Sales managers direct organizations' sales teams. They set sales goals, analyze data, and develop training programs for organizations' sales representatives.
Duties
Sales managers typically do the following:
Resolve customer complaints regarding sales and service
Prepare budgets and approve expenditures
Monitor customer preferences to determine the focus of sales efforts
Analyze sales statistics
Project sales and determine the profitability of products and services
Determine discount rates or special pricing plans
Develop plans to acquire new customers or clients through direct sales techniques, cold calling, and business-to-business marketing visits
Assign sales territories and set sales quotas
Plan and coordinate training programs for sales staff
Sales managers' responsibilities vary with the size of their organizations. However, most sales managers direct the distribution of goods and services by assigning sales territories, setting sales goals, and establishing training programs for the organization's sales representatives.
Sales managers advise sales representatives on ways to improve their sales performance. In large multiproduct organizations, they oversee regional and local sales managers and their staffs.

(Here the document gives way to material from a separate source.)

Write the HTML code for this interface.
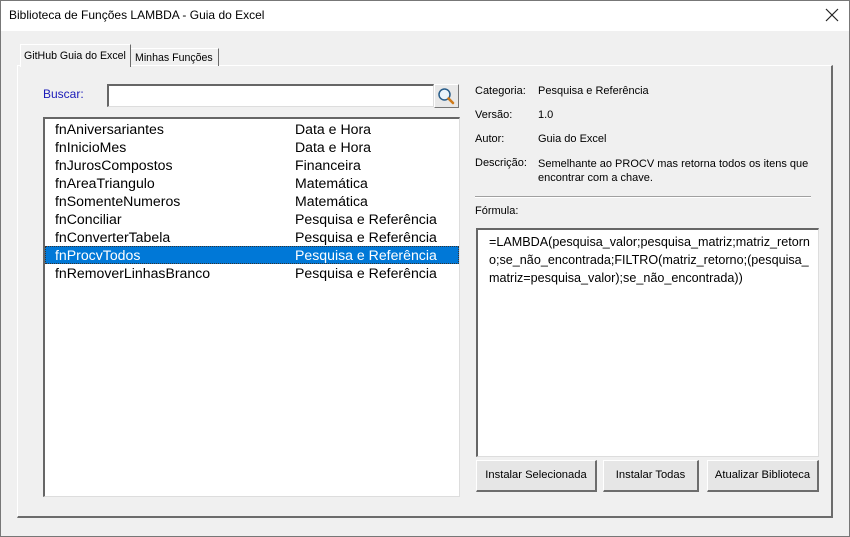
<!DOCTYPE html>
<html><head><meta charset="utf-8"><style>
*{margin:0;padding:0;box-sizing:border-box}
body{width:850px;height:537px;background:#f0f0f0;font-family:"Liberation Sans","DejaVu Sans",sans-serif;position:relative;overflow:hidden}
.a{position:absolute}
.t{font-size:11px;color:#000;white-space:nowrap}
.title{left:0;top:0;width:850px;height:31px;background:#fff}
.row{position:absolute;left:0;width:414px;height:18px;font-size:14.1px;line-height:18px}
.row span{position:absolute;left:10px}
.row b{font-weight:normal;position:absolute;left:250px}
.btn{position:absolute;top:460px;height:32px;background:#e6e6e6;border:1px solid #fff;border-right:2px solid #6d6d6d;border-bottom:2px solid #6d6d6d;font-size:11.2px;text-align:center;line-height:29px}
</style></head><body>
<div class="a title"></div>
<div class="a" style="left:0;top:0;width:850px;height:537px;border:1px solid #777"></div>
<div class="a t" style="left:9px;top:8px;font-size:12px">Biblioteca de Funções LAMBDA - Guia do Excel</div>
<svg class="a" style="left:825px;top:8px" width="14" height="14"><path d="M1 1L13 13M13 1L1 13" stroke="#222" stroke-width="1.2"/></svg>
<div class="a" style="left:17px;top:65px;width:816px;height:453px;border:1px solid #fff;border-right:2px solid #6b6b6b;border-bottom:2px solid #6b6b6b"></div>
<div class="a" style="left:20px;top:44px;width:111px;height:23px;background:#f0f0f0;border:1px solid #fff;border-bottom:none;border-right:1px solid #6b6b6b"></div>
<div class="a t" style="left:24px;top:50px;font-size:10.6px">GitHub Guia do Excel</div>
<div class="a" style="left:131px;top:48px;width:88px;height:18px;border-top:1px solid #fff;border-right:1px solid #6b6b6b"></div>
<div class="a t" style="left:135px;top:52px;font-size:10.6px">Minhas Funções</div>
<div class="a t" style="left:43px;top:87px;color:#1a1ab8;font-size:12px">Buscar:</div>
<div class="a" style="left:107px;top:84px;width:327px;height:23px;background:#fff;border-right:1px solid #ddd;border-bottom:1px solid #ddd;border-top:2px solid #666;border-left:2px solid #666"></div>
<div class="a" style="left:434px;top:84px;width:25px;height:24px;background:#e8e8e8;border:1px solid #fff;border-right:1px solid #777;border-bottom:1px solid #777"></div>
<svg class="a" style="left:436px;top:86px" width="20" height="20"><circle cx="8.5" cy="8.5" r="5.5" fill="#eaf4fb" stroke="#2a5e8a" stroke-width="1.5"/><path d="M12.5 12.5L17 17" stroke="#d07b1a" stroke-width="2.6" stroke-linecap="round"/></svg>
<div class="a" style="left:43px;top:117px;width:417px;height:380px;background:#fff;border-top:2px solid #666;border-left:2px solid #666;border-right:1px solid #ddd;border-bottom:1px solid #ddd">
<div class="row" style="top:1px"><span>fnAniversariantes</span><b>Data e Hora</b></div>
<div class="row" style="top:19px"><span>fnInicioMes</span><b>Data e Hora</b></div>
<div class="row" style="top:37px"><span>fnJurosCompostos</span><b>Financeira</b></div>
<div class="row" style="top:55px"><span>fnAreaTriangulo</span><b>Matemática</b></div>
<div class="row" style="top:73px"><span>fnSomenteNumeros</span><b>Matemática</b></div>
<div class="row" style="top:91px"><span>fnConciliar</span><b>Pesquisa e Referência</b></div>
<div class="row" style="top:109px"><span>fnConverterTabela</span><b>Pesquisa e Referência</b></div>
<div class="row" style="top:127px;background:#0078d7;color:#fff;outline:1px dotted #333;outline-offset:-1px"><span>fnProcvTodos</span><b>Pesquisa e Referência</b></div>
<div class="row" style="top:145px"><span>fnRemoverLinhasBranco</span><b>Pesquisa e Referência</b></div>
</div>
<div class="a t" style="left:475px;top:85px">Categoria:</div><div class="a t" style="left:538px;top:85px">Pesquisa e Referência</div>
<div class="a t" style="left:475px;top:109px">Versão:</div><div class="a t" style="left:538px;top:109px">1.0</div>
<div class="a t" style="left:475px;top:133px">Autor:</div><div class="a t" style="left:538px;top:133px">Guia do Excel</div>
<div class="a t" style="left:475px;top:157px">Descrição:</div><div class="a t" style="left:538px;top:157px;line-height:14px">Semelhante ao PROCV mas retorna todos os itens que<br>encontrar com a chave.</div>
<div class="a" style="left:475px;top:196px;width:336px;height:2px;border-top:1px solid #a0a0a0;border-bottom:1px solid #fff"></div>
<div class="a t" style="left:475px;top:205px">Fórmula:</div>
<div class="a" style="left:476px;top:228px;width:343px;height:229px;background:#fff;border-top:2px solid #666;border-left:2px solid #666;border-right:1px solid #ddd;border-bottom:1px solid #ddd"></div>
<div class="a" style="left:489px;top:233px;font-size:12.6px;line-height:18px;white-space:nowrap">=LAMBDA(pesquisa_valor;pesquisa_matriz;matriz_retorn<br>o;se_não_encontrada;FILTRO(matriz_retorno;(pesquisa_<br>matriz=pesquisa_valor);se_não_encontrada))</div>
<div class="btn" style="left:476px;width:121px">Instalar Selecionada</div>
<div class="btn" style="left:603px;width:96px">Instalar Todas</div>
<div class="btn" style="left:707px;width:112px">Atualizar Biblioteca</div>
</body></html>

Sales managers also stay in contact with dealers and distributors. They analyze sales statistics generated from their staff to determine the sales potential and inventory requirements of products and stores and to monitor customers' preferences.
Sales managers work closely with managers from other departments in the organization. For example, the marketing department identifies new customers that the sales department can target. The relationship between these two departments is critical to helping an organization expand its client base. Sales managers also work closely with research and design departments because they know customers' preferences, and with warehousing departments because they know inventory needs.
The following are examples of types of sales managers:
Business to business (B2B) sales managers oversee sales from one business to another. These managers may work for a manufacturer selling to a wholesaler, or a wholesaler selling to a retailer. Examples of these workers include sales managers overseeing sales of software to business firms, and sales managers overseeing wholesale food sales to grocery stores.
Business to consumer (B2C) sales managers oversee direct sales between businesses and individual consumers. These managers typically work in retail settings. Examples of these workers include sales managers of automobile dealerships and department stores.